Estos libros son oradores. Juntos hacen un vocerío orquestal que jamás se desafina. Peroran, gesticulan, punzan, incitan, son extrovertidos, vociferan, son rebeldes. Su ágora es infinita, y la oquedad que logra su silencio se diluye en adormecida lejanía. El público que asimila los mensajes está ahí, para peregrinar por entre las líneas de sus páginas. No les es extraña la digestión que hacen los lectores y que absorben su contenido. Que los mediten sí y conceptúen, que los aplaudan por su talante o los desechen por inútiles.
Los libros miran. Sus ojos son centelleantes, parpadean, penetran, todo lo captan. Son remilgados y quisquillosos. No gustan de la oscuridad, aman la luz y se dejan abanicar por las ráfagas del viento. Cuando se empolvan reclaman una mano piadosa que las libere de los acosos tolvaneros. Rechazan las algarabías. Prefieren el aislamiento, el murmullo, la tenue voz que tienen los secretos, mejor el silencio que fertiliza. En esa aparente soledad se dejan ver, tocar, oler, gustar y palpar.
Son seres vivos, duermen como los humanos, se ensimisman, despiertan al amanecer, se desperezan, sacuden sábanas invisibles, ensanchan pulmones, y buscan diálogo. Conversan.
Los libros se hacen de palabras, señoritas empinadas de manejo cortesano. Rechazan el abandono. Prefieren un Disraeli que se trasladaba a su pegujal campestre para conversarles e intuir sus respuestas. Son consentidos. Aman a quienes los acarician, o los incitan para el coloquio. Como en una pasarela, se hermosean, estrechan la cintura, automiran sus espaldas, se contraen, se dilatan, tienen testa encabellada y pómulos risueños. Se relajan y después de los arrullos, retornan al nicho de las estanterías.
Los libros son mensajeros. Disertos sí, tribunos también. Alimentan sus contenidos. Son profundos, crípticos a veces, livianos o adustos con ceño arrugado. Unos merecen el Don por sus copetes donairosos, y otros son prosaicos y aburridos. Pero de todos se aprende. Ellos son para Umberto Eco el “cerebro universal”.
¿Desaparecerán los libros de papel? ¿Nos confinarán a leer en libretas electrónicas, naufragarán las editoriales que los editan para trasladarnos a unas tabletas de metal? Se va estrechando su gobierno. El internet avasalla, destruye linotipos, saca del ring la lisura de la hoja, testigo por milenios de lo que ha sido la erudición acumulada de la humanidad.

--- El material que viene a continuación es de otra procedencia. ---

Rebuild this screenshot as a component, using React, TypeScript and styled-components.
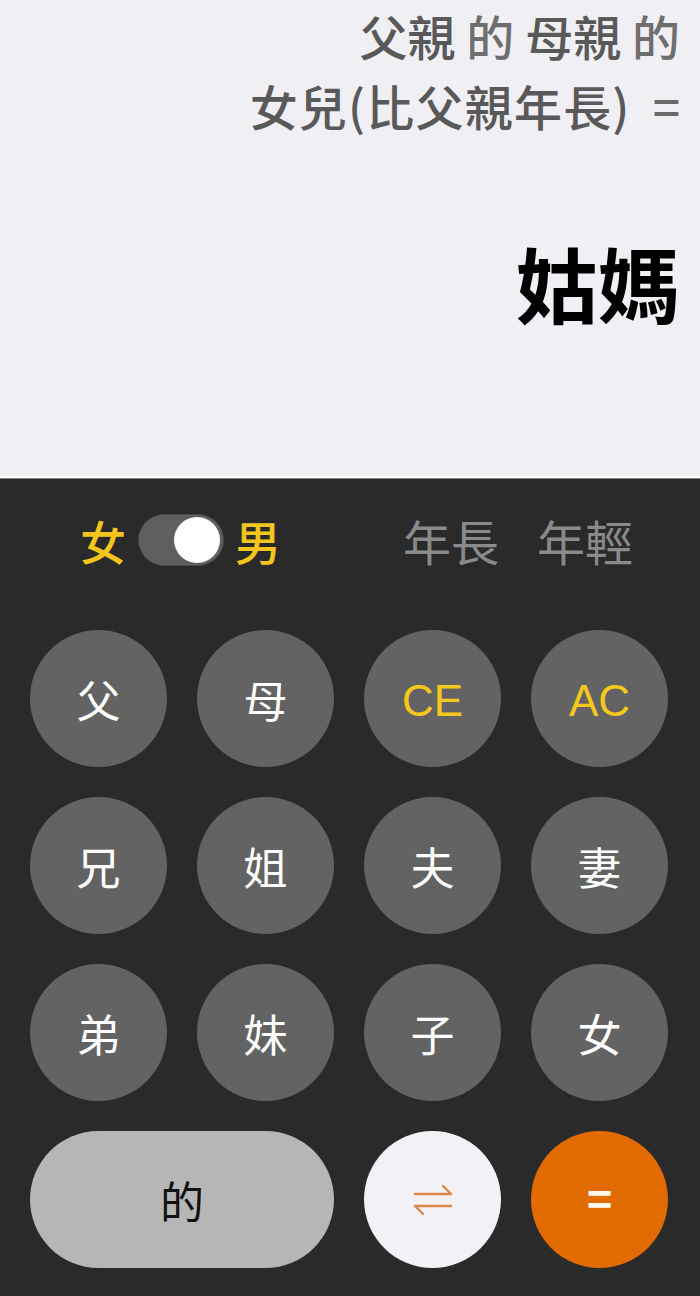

Estos intelectuales modernos que utilizan libros digitales desconocen el encanto del papel que tiene ambrosía, un raro perfume de selva. El libro es cuna imprescindible de la creación estética. Tiene tibio calor de amante, es celestino, le abre espacio a las fornicaciones escondidas, suyo es el remilgo que cautiva. Sobar un libro es tan incitante como las caricias que se resbalan sobre la piel de la amada. ¿Cómo puede hablar y escribir quien no lee intensamente? El verbo fluye, la metáfora llega, el sustantivo jinetea, el adjetivo luce, cuando las bibliotecas son las retaguardias de una cultura aceptable. “No me preguntes cuántos libros he escrito, sino cuántos he leído”, dijo Borges.
Leer es un banquete. Detenerse para captar mejor la belleza de una frase, abrir el diccionario para escudriñar significados, resaltar y anotar al margen de las páginas, hacer un vademécum de temas que subyugan, en síntesis, vivir con el libro, respirar con él, palpitar, arroparlo con ternura de enamorado. ¿Podrá haber intimidad sexual más estremecedora y perdurable? ¡Cuántos ojos quisiéramos tener para leer mil libros al mismo tiempo, con cerebro infatigable y memoria para asimilarlos! Borges tuvo razón.
En Tianjin, ciudad de China, se hizo apertura de una librería con 1,2 millones de ejemplares. 15.000 lectores la visitan en los fines de semana. ¡Qué bello mensaje!